El entorno me subyuga, pero no puedo detenerme para más contemplaciones. Debo acometer el ascenso final por la empinada calle Nerudova que muere a las mismas puertas del Castillo. Me lo tomo, pues, con calma, lo que me permite apreciar, en esta ascensión que me ahoga el pecho, una sucesión, literalmente in crescendo, de edificios nobles, pero no engreídos, la mayoría de dos plantas. La calle toma el nombre del poeta nacional Jan Neruda (del cual tomó el apellido el poeta chileno de nombre Pablo), cuya mansión sigue en pie hacia la mitad de la cuesta, en un edificio denominado «Los dos Soles».
El amplio vestíbulo urbano de entrada al Castillo, la Hradcanské namestí, verdadera plaza fuerte, no puede contener más emotividad. Aquí surgió la ciudad de Praga, aquí se construyeron los asentamientos de los primeros príncipes de la ciudad y aquí se hicieron fuertes. En realidad, el Castillo de Praga más que castillo o fortaleza es una pequeña gran ciudad: el recinto de los reyes y gobernantes que se han sucedido a lo largo del tiempo. El primitivo baluarte fue creciendo a medida que aumentaba el poder y la riqueza de los mandatarios hasta convertirse en una ciudadela. 


Hoy, el llamado «Castillo» compone un gran recinto amurallado, dentro del cual comparten parcela palacios, conventos, torres, iglesias —en el centro y dominante la Catedral de San Vito—, jardines, corredores y callejuelas: entre ellas en un extremo, apartada y recogida para la creación y la ensoñación, el Callejón del Oro. En el número 22, me espera inesperadamente mi fiel acompañante de Praga, en la casita que habitó durante un tiempo, alquilada expresamente por su hermana Ottla para que pudiera escribir con tranquilidad, discretamente, sus fantásticas historias. Inclinando la cabeza, quedó su rostro oculto, viéndose tan sólo la parte superior del bombín. Aquello significaba, esta vez sí, la despedida definitiva. Suavemente, volvió a desvanecerse mi guía encantado. Quedaba ante mí, quedará para siempre, otro gran encantamiento, el de Praga.
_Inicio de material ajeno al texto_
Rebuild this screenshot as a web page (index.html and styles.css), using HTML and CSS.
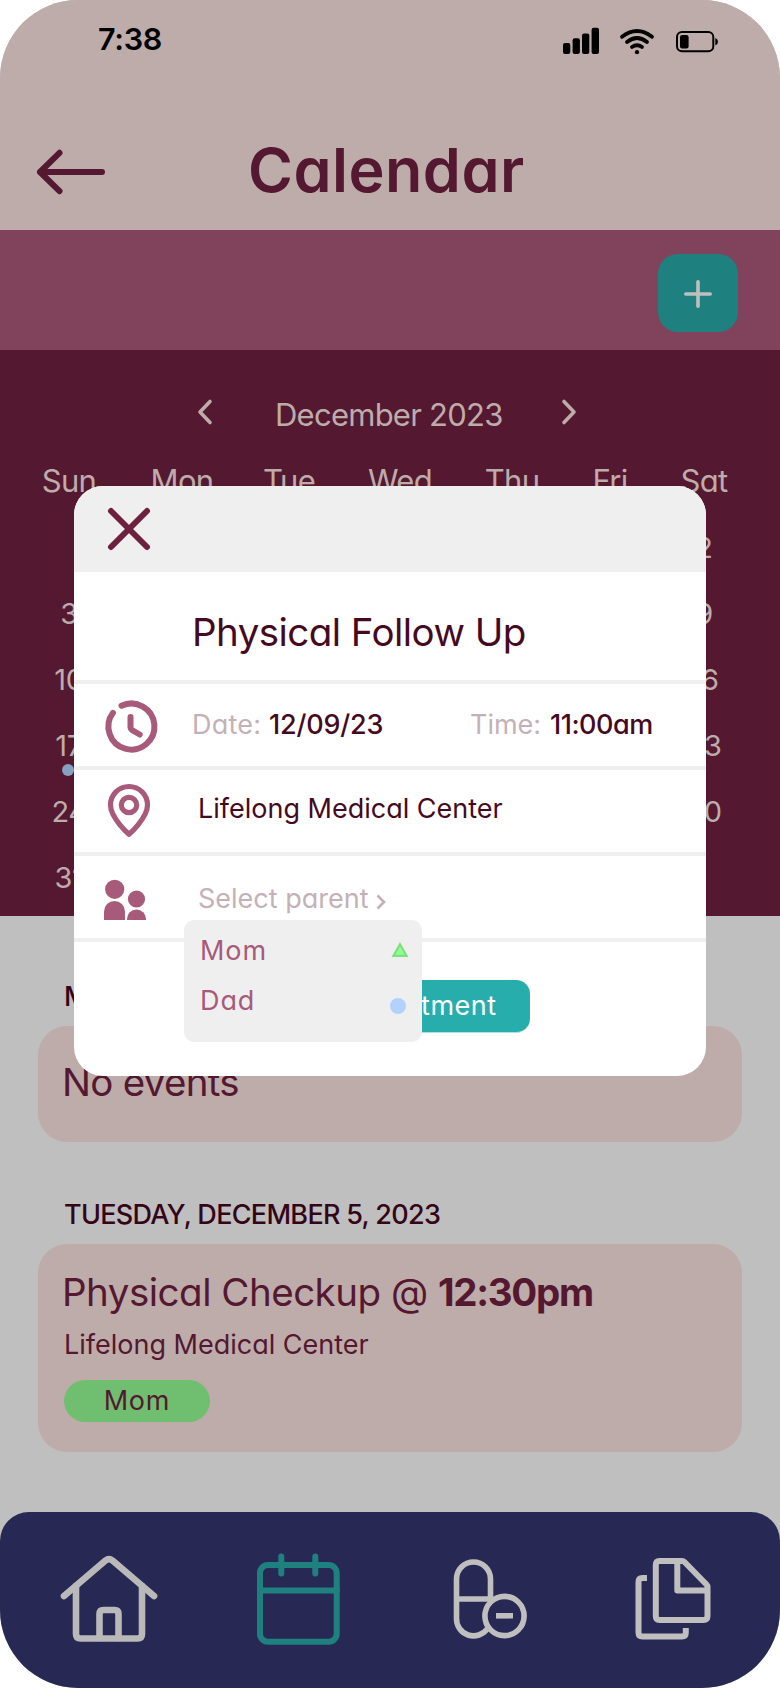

Si aquella aparición no fue más que un sueño, seguro que volvería a aparecer pronto, bajo cualquier forma. Al volver al hotel, antes de dormirme volveré a las páginas de alguno de los relatos de Kafka. Así retornará a mí su espíritu, para orientar de nuevo mis pasos por las avenidas y pasajes de esta ciudad-libro que es Praga. Paso hoja tras hoja, pero la ciudad no acaba nunca. Pero esto, lector, ya te lo he dicho o tú ya lo sabías.